>>

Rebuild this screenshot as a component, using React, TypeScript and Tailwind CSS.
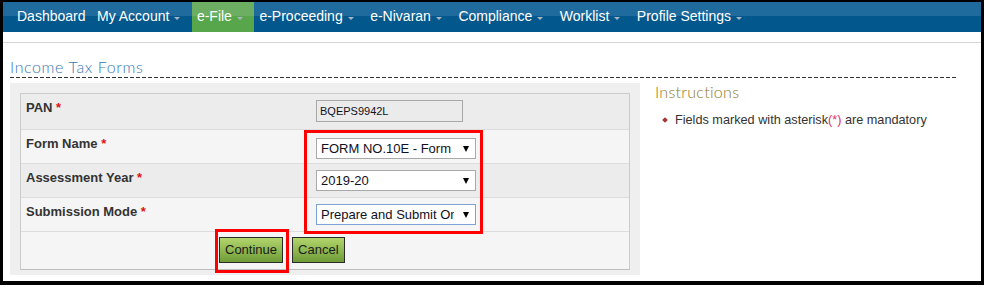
import React from "react";

const navItems: { label: string; caret: boolean; active?: boolean }[] = [
  { label: "Dashboard", caret: false },
  { label: "My Account", caret: true },
  { label: "e-File", caret: true, active: true },
  { label: "e-Proceeding", caret: true },
  { label: "e-Nivaran", caret: true },
  { label: "Compliance", caret: true },
  { label: "Worklist", caret: true },
  { label: "Profile Settings", caret: true },
];

function Caret() {
  return (
    <span className="ml-[5px] inline-block w-0 h-0 border-l-[3px] border-r-[3px] border-t-[3px] border-l-transparent border-r-transparent border-t-[#a9b6c2] mt-[2px]" />
  );
}

function SelectBox({ text, focused }: { text: string; focused?: boolean }) {
  return (
    <div
      className={`flex items-center w-[160px] h-[21px] bg-white border ${
        focused ? "border-[#7da2d6]" : "border-[#a9a9a9]"
      } pl-[4px] pr-[6px]`}
    >
      <div className="flex-1 overflow-hidden whitespace-nowrap text-[13px] leading-[15px] text-[#111122]">
        {text}
      </div>
      <span className="ml-[9px] inline-block w-0 h-0 border-l-[3px] border-r-[3px] border-t-[6px] border-l-transparent border-r-transparent border-t-black" />
    </div>
  );
}

function Label({ text }: { text: string }) {
  return (
    <div className="pl-[5px] pt-[6px] text-[13px] leading-[15px] font-bold text-[#333333]">
      {text} <span className="text-[#e01010]">*</span>
    </div>
  );
}

function Btn({ text }: { text: string }) {
  return (
    <div className="h-[26px] px-[5px] flex items-center border border-[#2a2a2a] bg-[linear-gradient(to_bottom,#b2d56c,#6f9c38)] text-[13px] text-[#1a1a1a]">
      {text}
    </div>
  );
}

export default function App() {
  return (
    <div className="relative w-[984px] h-[285px] overflow-hidden bg-white border-black border-t-2 border-l-[3px] border-r-[3px] border-b-4 font-['Liberation_Sans',Arial,sans-serif]">
      {/* top navigation */}
      <nav className="h-[30px] flex items-stretch pl-[9px] bg-[linear-gradient(to_bottom,#1f6b9e_0%,#1f6b9e_48%,#02578c_48%,#02578c_100%)] text-white text-[14px]">
        {navItems.map((it) => (
          <div
            key={it.label}
            className={`flex items-center pl-[5px] ${it.caret ? "pr-[11.5px]" : "pr-[6.5px]"} ${
              it.active
                ? "bg-[linear-gradient(to_bottom,#6cae62_0%,#6cae62_48%,#58a64c_48%,#58a64c_100%)]"
                : ""
            }`}
          >
            <span className="leading-[16px] -mt-[2px]">{it.label}</span>
            {it.caret && <Caret />}
          </div>
        ))}
      </nav>
      <div className="h-[11px] border-b border-[#d5d5d5]" />

      {/* title */}
      <div className="ml-[7px] mt-[14px] h-[20px] leading-[20px] text-[16px] font-light tracking-[0.6px] text-[#3b78b3] font-['Lato',sans-serif]">
        Income Tax Forms
      </div>
      <div className="ml-[7px] w-[948px] h-px bg-[repeating-linear-gradient(to_right,#333_0px,#333_4px,transparent_4px,transparent_6px)]" />

      {/* body */}
      <div className="flex items-start ml-[7px]">
        {/* form */}
        <div className="mt-[5px] w-[630px] bg-[#efefef] pt-[10px] px-[10px] pb-[5px]">
          <div className="border border-[#cbcbcb] border-b-[#bcbcbc]">
            <div className="h-[36px] grid grid-cols-[290px_1fr] bg-[#ececec] border-b border-[#dcdcdc]">
              <Label text="PAN" />
              <div className="pl-[5px] pt-[6px]">
                <div className="w-[147px] h-[22px] bg-[#ebebeb] border border-[#a8a8a8] flex items-center pl-[3px] text-[11px] text-[#111122]">
                  BQEPS9942L
                </div>
              </div>
            </div>
            <div className="h-[34px] grid grid-cols-[290px_1fr] bg-[#f5f5f5] border-b border-[#dcdcdc]">
              <Label text="Form Name" />
              <div className="pl-[5px] pt-[8px]">
                <SelectBox text="FORM NO.10E - Form 10E" />
              </div>
            </div>
            <div className="h-[34px] grid grid-cols-[290px_1fr] bg-[#ececec] border-b border-[#dcdcdc]">
              <Label text="Assessment Year" />
              <div className="pl-[5px] pt-[6px]">
                <SelectBox text="2019-20" />
              </div>
            </div>
            <div className="h-[34px] grid grid-cols-[290px_1fr] bg-[#f5f5f5] border-b border-[#dcdcdc]">
              <Label text="Submission Mode" />
              <div className="pl-[5px] pt-[6px]">
                <SelectBox text="Prepare and Submit Online" focused />
              </div>
            </div>
            <div className="h-[37px] bg-[#f5f5f5] flex items-start gap-[9px] pl-[198px] pt-[5px]">
              <Btn text="Continue" />
              <Btn text="Cancel" />
            </div>
          </div>
        </div>

        {/* instructions */}
        <div className="ml-[15px] mt-[4px]">
          <div className="h-[20px] leading-[20px] text-[16px] font-light tracking-[0.3px] text-[#8c7a26] font-['Lato',sans-serif]">
            Instructions
          </div>
          <div className="mt-[11px] ml-[8px] flex items-center">
            <span className="w-[4px] h-[4px] rotate-45 bg-[#a83434]" />
            <span className="ml-[8px] text-[12.7px] leading-[14px] text-[#333333]">
              Fields marked with asterisk<span className="text-[#e0306a]">(*)</span> are mandatory
            </span>
          </div>
        </div>
      </div>

      {/* red annotation boxes */}
      <div className="absolute left-[301px] top-[128px] w-[179px] h-[104px] border-[3px] border-[#ff0000]" />
      <div className="absolute left-[212px] top-[227px] w-[74px] h-[44px] border-[3px] border-[#ff0000]" />
    </div>
  );
}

<<

** DIRECTION **
Using the material above, set down every line exactly, but skip the pictures.

** RESULT OF THE EXERCISE **
Rebuild this screenshot as a component, using React, TypeScript and Tailwind CSS.
import React from "react";

const navItems: { label: string; caret: boolean; active?: boolean }[] = [
  { label: "Dashboard", caret: false },
  { label: "My Account", caret: true },
  { label: "e-File", caret: true, active: true },
  { label: "e-Proceeding", caret: true },
  { label: "e-Nivaran", caret: true },
  { label: "Compliance", caret: true },
  { label: "Worklist", caret: true },
  { label: "Profile Settings", caret: true },
];

function Caret() {
  return (
    <span className="ml-[5px] inline-block w-0 h-0 border-l-[3px] border-r-[3px] border-t-[3px] border-l-transparent border-r-transparent border-t-[#a9b6c2] mt-[2px]" />
  );
}

function SelectBox({ text, focused }: { text: string; focused?: boolean }) {
  return (
    <div
      className={`flex items-center w-[160px] h-[21px] bg-white border ${
        focused ? "border-[#7da2d6]" : "border-[#a9a9a9]"
      } pl-[4px] pr-[6px]`}
    >
      <div className="flex-1 overflow-hidden whitespace-nowrap text-[13px] leading-[15px] text-[#111122]">
        {text}
      </div>
      <span className="ml-[9px] inline-block w-0 h-0 border-l-[3px] border-r-[3px] border-t-[6px] border-l-transparent border-r-transparent border-t-black" />
    </div>
  );
}

function Label({ text }: { text: string }) {
  return (
    <div className="pl-[5px] pt-[6px] text-[13px] leading-[15px] font-bold text-[#333333]">
      {text} <span className="text-[#e01010]">*</span>
    </div>
  );
}

function Btn({ text }: { text: string }) {
  return (
    <div className="h-[26px] px-[5px] flex items-center border border-[#2a2a2a] bg-[linear-gradient(to_bottom,#b2d56c,#6f9c38)] text-[13px] text-[#1a1a1a]">
      {text}
    </div>
  );
}

export default function App() {
  return (
    <div className="relative w-[984px] h-[285px] overflow-hidden bg-white border-black border-t-2 border-l-[3px] border-r-[3px] border-b-4 font-['Liberation_Sans',Arial,sans-serif]">
      {/* top navigation */}
      <nav className="h-[30px] flex items-stretch pl-[9px] bg-[linear-gradient(to_bottom,#1f6b9e_0%,#1f6b9e_48%,#02578c_48%,#02578c_100%)] text-white text-[14px]">
        {navItems.map((it) => (
          <div
            key={it.label}
            className={`flex items-center pl-[5px] ${it.caret ? "pr-[11.5px]" : "pr-[6.5px]"} ${
              it.active
                ? "bg-[linear-gradient(to_bottom,#6cae62_0%,#6cae62_48%,#58a64c_48%,#58a64c_100%)]"
                : ""
            }`}
          >
            <span className="leading-[16px] -mt-[2px]">{it.label}</span>
            {it.caret && <Caret />}
          </div>
        ))}
      </nav>
      <div className="h-[11px] border-b border-[#d5d5d5]" />

      {/* title */}
      <div className="ml-[7px] mt-[14px] h-[20px] leading-[20px] text-[16px] font-light tracking-[0.6px] text-[#3b78b3] font-['Lato',sans-serif]">
        Income Tax Forms
      </div>
      <div className="ml-[7px] w-[948px] h-px bg-[repeating-linear-gradient(to_right,#333_0px,#333_4px,transparent_4px,transparent_6px)]" />

      {/* body */}
      <div className="flex items-start ml-[7px]">
        {/* form */}
        <div className="mt-[5px] w-[630px] bg-[#efefef] pt-[10px] px-[10px] pb-[5px]">
          <div className="border border-[#cbcbcb] border-b-[#bcbcbc]">
            <div className="h-[36px] grid grid-cols-[290px_1fr] bg-[#ececec] border-b border-[#dcdcdc]">
              <Label text="PAN" />
              <div className="pl-[5px] pt-[6px]">
                <div className="w-[147px] h-[22px] bg-[#ebebeb] border border-[#a8a8a8] flex items-center pl-[3px] text-[11px] text-[#111122]">
                  BQEPS9942L
                </div>
              </div>
            </div>
            <div className="h-[34px] grid grid-cols-[290px_1fr] bg-[#f5f5f5] border-b border-[#dcdcdc]">
              <Label text="Form Name" />
              <div className="pl-[5px] pt-[8px]">
                <SelectBox text="FORM NO.10E - Form 10E" />
              </div>
            </div>
            <div className="h-[34px] grid grid-cols-[290px_1fr] bg-[#ececec] border-b border-[#dcdcdc]">
              <Label text="Assessment Year" />
              <div className="pl-[5px] pt-[6px]">
                <SelectBox text="2019-20" />
              </div>
            </div>
            <div className="h-[34px] grid grid-cols-[290px_1fr] bg-[#f5f5f5] border-b border-[#dcdcdc]">
              <Label text="Submission Mode" />
              <div className="pl-[5px] pt-[6px]">
                <SelectBox text="Prepare and Submit Online" focused />
              </div>
            </div>
            <div className="h-[37px] bg-[#f5f5f5] flex items-start gap-[9px] pl-[198px] pt-[5px]">
              <Btn text="Continue" />
              <Btn text="Cancel" />
            </div>
          </div>
        </div>

        {/* instructions */}
        <div className="ml-[15px] mt-[4px]">
          <div className="h-[20px] leading-[20px] text-[16px] font-light tracking-[0.3px] text-[#8c7a26] font-['Lato',sans-serif]">
            Instructions
          </div>
          <div className="mt-[11px] ml-[8px] flex items-center">
            <span className="w-[4px] h-[4px] rotate-45 bg-[#a83434]" />
            <span className="ml-[8px] text-[12.7px] leading-[14px] text-[#333333]">
              Fields marked with asterisk<span className="text-[#e0306a]">(*)</span> are mandatory
            </span>
          </div>
        </div>
      </div>

      {/* red annotation boxes */}
      <div className="absolute left-[301px] top-[128px] w-[179px] h-[104px] border-[3px] border-[#ff0000]" />
      <div className="absolute left-[212px] top-[227px] w-[74px] h-[44px] border-[3px] border-[#ff0000]" />
    </div>
  );
}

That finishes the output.